En revanche, d'autres insectes et coquillages, d'une typologie différente, envahissent le microcosme qui peuple l'entablement en pierre.
Le vase est presque identique dans les deux versions, sauf quelques variantes dans la décoration et dans le traitement chromatique. Ces différences mises à part, le format vertical du support, l'atmosphère, le style, le trait, la diffusion de la lumière, le point de vue central sur la table ainsi que la qualité sont les mêmes. Un sens presque métaphysique de suspension magique gouverne ces deux peintures.
Les éléments qui dominent la scène, statiques et figés dans une sorte d'éternité parfaite, sont tous mis en pleine lumière ou placés légèrement dans l'ombre, selon un choix propre à Flegel.
Dans les nocturnalia, genre auquel se rattache notre tableau, le peintre privilégie une lumière artificielle, en évitant les nuances naturelles de l'ombre et les divisions réalistes en plans successifs.

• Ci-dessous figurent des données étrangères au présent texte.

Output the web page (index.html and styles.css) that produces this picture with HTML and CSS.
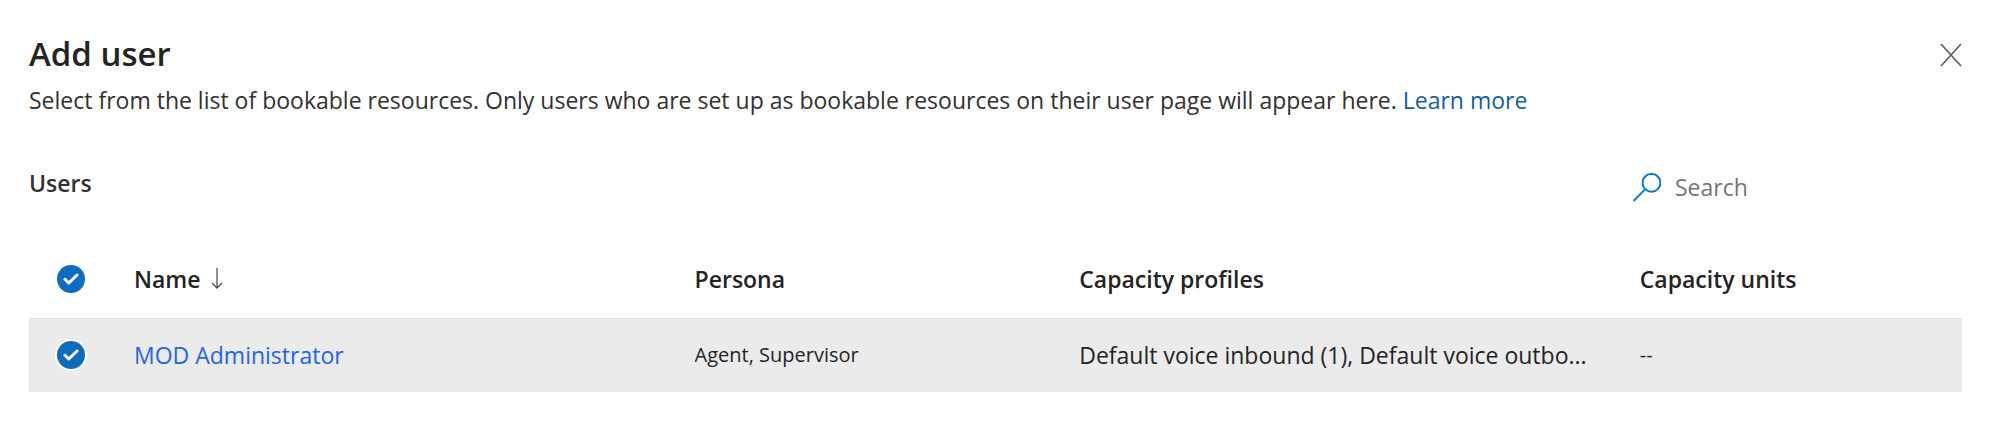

Les masses et les volumes prennent forme par coups uniformes de pinceau.
Elles structurent les choses solidement pour leur donner une présence physique. Puis c'est aux touches de pinceau plus menues et grumeleuses de créer les accents toniques du tableau.
De telle manière que les masses peuvent vibrer à la lumière et assumer un aspect précieux et quasi magique.
La grenouille, l'abeille et les tulipes de notre peinture dérivent d'une série d'aquarelles conservées au Cabinet des Dessins du Staatliche Museum de Berlin.
Si ces études n'ont pas été créées comme des modèles directs pour les tableaux de Flegel, elles forment une ensemble documentaire unique, rassemblant les fleurs les plus rares au comble de leur beauté ; en hommage à la Création.
C'est d'ailleurs à la même époque, mais à Milan, que le cardinal Federico Borromeo, grand collectionneur de nature-mortes flamandes et hollandaises, confesse dans son étude Pro Suis Studiis, que la contemplation des peintures de fleurs le stimule dans sa méditation sur la perfection terrestre et la bonté de Dieu.
Finalement, les nature-mortes de Flegel font aussi surgir en nous l'admiration spontanée pour la beauté de notre monde.